We've all been there, not wanting to look back at certain things, and setting ourselves out on courses where we want to do better than most and find a uniqueness that sets us apart from everyone else. But, as we age, we realize that there is a rich value in a community of people -- for all its warts -- that is a gripping part of us, because that's what life is. It's not about the totems of writing critically acclaimed novels or winning sales awards or getting continued promotions. It's about where we're from, the paths we've traveled, whom we've met along the way and shared our lives with, and how each person, in some way, has enriched or changed our lives, regardless of whether they can't stop living in the old neighborhood mentally after having moved away physically a long time ago. John Ed Bradley realized that no matter how far he traveled with his writing career, Louisiana is home, and the LSU Tigers were an important part of his village and will continue to be for his remaining days.

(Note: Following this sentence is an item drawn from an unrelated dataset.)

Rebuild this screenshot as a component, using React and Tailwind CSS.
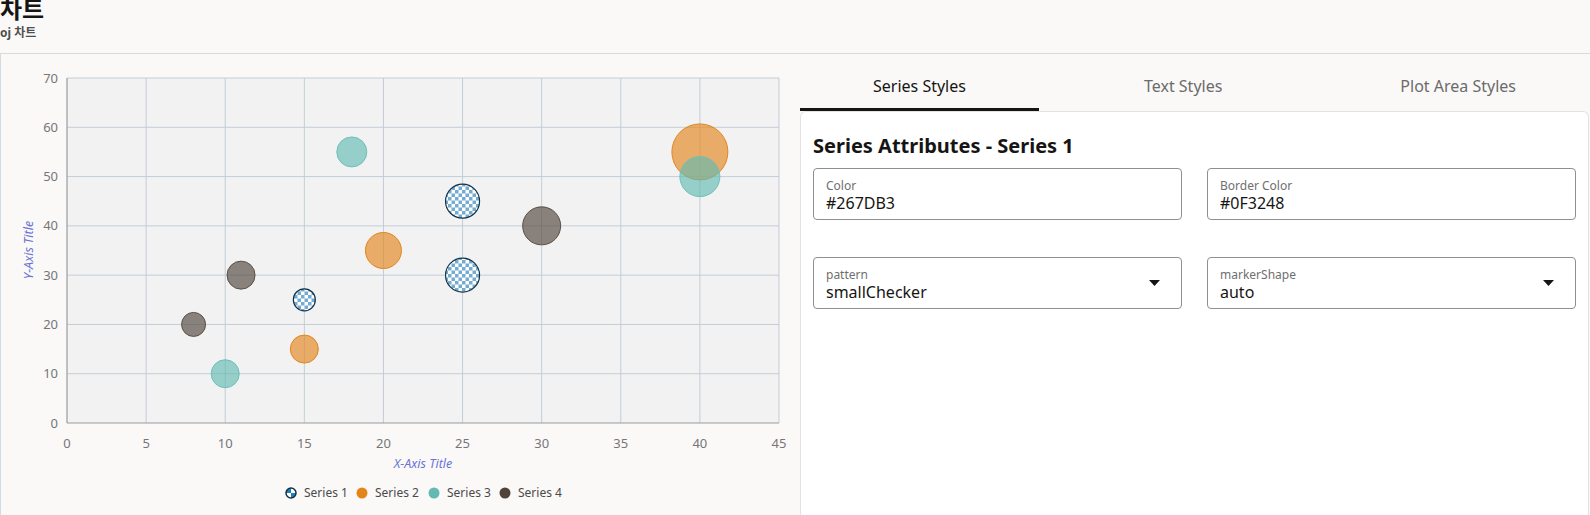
import React from "react";

const X0 = 67;
const X1 = 779;
const Y0 = 422;
const Y1 = 77;

const sx = (v) => X0 + (v * (X1 - X0)) / 45;
const sy = (v) => Y0 - (v * (Y0 - Y1)) / 70;

const series = [
  { name: "Series 1", color: "#267DB3", border: "#0F3248", pattern: true },
  { name: "Series 2", color: "#e3851a", border: "#e0861c" },
  { name: "Series 3", color: "#62bab3", border: "#6cc0b9" },
  { name: "Series 4", color: "#4f433a", border: "#5a4e46" },
];

// x, y, radius (px) per bubble
const bubbles = [
  { s: 0, x: 15, y: 25, r: 11 },
  { s: 0, x: 25, y: 45, r: 17 },
  { s: 0, x: 25, y: 30, r: 17 },
  { s: 1, x: 15, y: 15, r: 14 },
  { s: 1, x: 20, y: 35, r: 18 },
  { s: 1, x: 40, y: 55, r: 28 },
  { s: 2, x: 10, y: 10, r: 14 },
  { s: 2, x: 18, y: 55, r: 15 },
  { s: 2, x: 40, y: 50, r: 20 },
  { s: 3, x: 8, y: 20, r: 12 },
  { s: 3, x: 11, y: 30, r: 14 },
  { s: 3, x: 30, y: 40, r: 19 },
];

const legendX = [291, 362, 434, 505];

function BubbleChart() {
  const xTicks = [0, 5, 10, 15, 20, 25, 30, 35, 40, 45];
  const yTicks = [0, 10, 20, 30, 40, 50, 60, 70];
  const sorted = [...bubbles].sort((a, b) => b.r - a.r);

  return (
    <svg width="799" height="461" className="block">
      <defs>
        <pattern id="checker" width="7" height="7" patternUnits="userSpaceOnUse">
          <rect width="7" height="7" fill="#ffffff" />
          <rect width="3.5" height="3.5" fill="#74abd0" />
          <rect x="3.5" y="3.5" width="3.5" height="3.5" fill="#74abd0" />
        </pattern>
        <pattern id="checkerBig" x="286" y="487" width="10" height="10" patternUnits="userSpaceOnUse">
          <rect width="10" height="10" fill="#ffffff" />
          <rect width="5" height="5" fill="#267DB3" />
          <rect x="5" y="5" width="5" height="5" fill="#267DB3" />
        </pattern>
      </defs>
      <g transform="translate(-1,-53)" fontFamily="'Noto Sans', 'Open Sans', sans-serif">
        <rect x={X0} y={Y1} width={X1 - X0} height={Y0 - Y1} fill="#f2f2f2" />

        {/* grid */}
        {xTicks.slice(1).map((t) => (
          <line key={"gx" + t} x1={sx(t)} x2={sx(t)} y1={Y1} y2={Y0} stroke="#c3cdd7" strokeWidth="1" />
        ))}
        {yTicks.slice(1).map((t) => (
          <line key={"gy" + t} x1={X0} x2={X1} y1={sy(t)} y2={sy(t)} stroke="#c3cdd7" strokeWidth="1" />
        ))}
        <line x1={X0} x2={X0} y1={Y1} y2={Y0} stroke="#9b9b9b" strokeWidth="1.2" />
        <line x1={X0} x2={X1} y1={Y0} y2={Y0} stroke="#9b9b9b" strokeWidth="1.2" />

        {/* tick labels */}
        {yTicks.map((t) => (
          <text key={"ly" + t} x="58" y={sy(t)} dy="0.35em" textAnchor="end" fontSize="13" fill="#767676">
            {t}
          </text>
        ))}
        {xTicks.map((t) => (
          <text key={"lx" + t} x={sx(t)} y="442" dy="0.35em" textAnchor="middle" fontSize="13" fill="#767676">
            {t}
          </text>
        ))}

        {/* axis titles */}
        <text x="423" y="463" dy="0.35em" textAnchor="middle" fontSize="12.5" fontStyle="italic" fill="#6b74d6">
          X-Axis Title
        </text>
        <text
          x="29"
          y="249"
          dy="0.35em"
          textAnchor="middle"
          fontSize="12.5"
          fontStyle="italic"
          fill="#6b74d6"
          transform="rotate(-90 29 249)"
        >
          Y-Axis Title
        </text>

        {/* bubbles */}
        {sorted.map((b, i) => {
          const s = series[b.s];
          return s.pattern ? (
            <circle key={i} cx={sx(b.x)} cy={sy(b.y)} r={b.r} fill="url(#checker)" stroke={s.border} strokeWidth="1.2" />
          ) : (
            <circle
              key={i}
              cx={sx(b.x)}
              cy={sy(b.y)}
              r={b.r}
              fill={s.color}
              fillOpacity="0.64"
              stroke={s.border}
              strokeWidth="1"
            />
          );
        })}

        {/* legend */}
        {series.map((s, i) => (
          <g key={s.name}>
            {s.pattern ? (
              <circle cx={legendX[i]} cy="492" r="5" fill="url(#checkerBig)" stroke={s.border} strokeWidth="1.5" />
            ) : (
              <circle cx={legendX[i]} cy="492" r="5.5" fill={s.color} />
            )}
            <text x={legendX[i] + 13} y="492" dy="0.35em" fontSize="12" fill="#4a4a4a">
              {s.name}
            </text>
          </g>
        ))}
      </g>
    </svg>
  );
}

function Field({ label, value, select }) {
  return (
    <div className="relative h-[52px] rounded-[4px] border border-[#8f8f8f] bg-white px-3 pt-[10px]">
      <div className="text-[12px] leading-[14px] text-[#6f6f6f]">{label}</div>
      <div className="text-[16px] leading-[20px] text-[#161513]">{value}</div>
      {select && (
        <svg className="absolute right-[21px] top-[22px]" width="11" height="6" viewBox="0 0 11 6">
          <path d="M0 0 L11 0 L5.5 6 Z" fill="#161513" />
        </svg>
      )}
    </div>
  );
}

export default function App() {
  const tabs = ["Series Styles", "Text Styles", "Plot Area Styles"];

  return (
    <div className="h-[515px] w-[1590px] overflow-hidden bg-[#faf9f8] font-['Noto_Sans','Noto_Sans_CJK_KR',sans-serif]">
      {/* Header */}
      <div className="flex h-[54px] flex-col border-b border-[#d3dbe3]">
        <h1 className="mt-[-4px] text-[24px] font-bold leading-[24px] text-[#161513] font-['Noto_Sans_CJK_KR',sans-serif]">
          차트
        </h1>
        <div className="mt-[7px] text-[12px] font-bold leading-[12px] text-[#4f4f4f]">oj 차트</div>
      </div>

      <div className="flex h-[461px]">
        {/* Chart */}
        <div className="w-[800px] border-l border-[#d3dbe3]">
          <BubbleChart />
        </div>

        {/* Settings */}
        <div className="flex w-[790px] flex-col pr-[1px]">
          <div className="flex h-[57px] justify-between">
            {tabs.map((t, i) => (
              <div
                key={t}
                className={
                  i === 0
                    ? "flex items-center border-b-[3px] border-[#161513] px-[73px] pt-[10px] text-[16px] text-[#161513]"
                    : "flex items-center border-b-[3px] border-transparent px-[73px] pt-[10px] text-[16px] text-[#6b6b6b]"
                }
              >
                {t}
              </div>
            ))}
          </div>
          <div className="flex-1 rounded-t-[6px] border border-b-0 border-[#e3e3e3] bg-white px-3 pt-[21px]">
            <h2 className="text-[20px] font-bold leading-[26px] text-[#161513]">Series Attributes - Series 1</h2>
            <div className="mt-[9px] grid grid-cols-2 gap-x-[25px] gap-y-[37px]">
              <Field label="Color" value="#267DB3" />
              <Field label="Border Color" value="#0F3248" />
              <Field label="pattern" value="smallChecker" select />
              <Field label="markerShape" value="auto" select />
            </div>
          </div>
        </div>
      </div>
    </div>
  );
}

And that there are many worse things out there than that.

Even if people keep on asking you what it was like, and even if some former teammates can't stop talking about a certain game or a certain play. After a while, instead of having those endlessly repeated stories sound like a nails on the blackboard, they become part of a montage of the music of one's life, sometimes exciting, sometimes not, but always familiar. And, after a while, no matter how far you've traveled, there's something very comforting in that, and those whom you think might have forgotten you or be mad at you for having taken your journey with a vow not to look back will welcome you with open arms, knowing full well that the village is at the core of all of us, especially when it's full of good, memorable people, shared, positivie experiences and good lessons.

It Never Rains in Tiger Stadium teaches us all of this.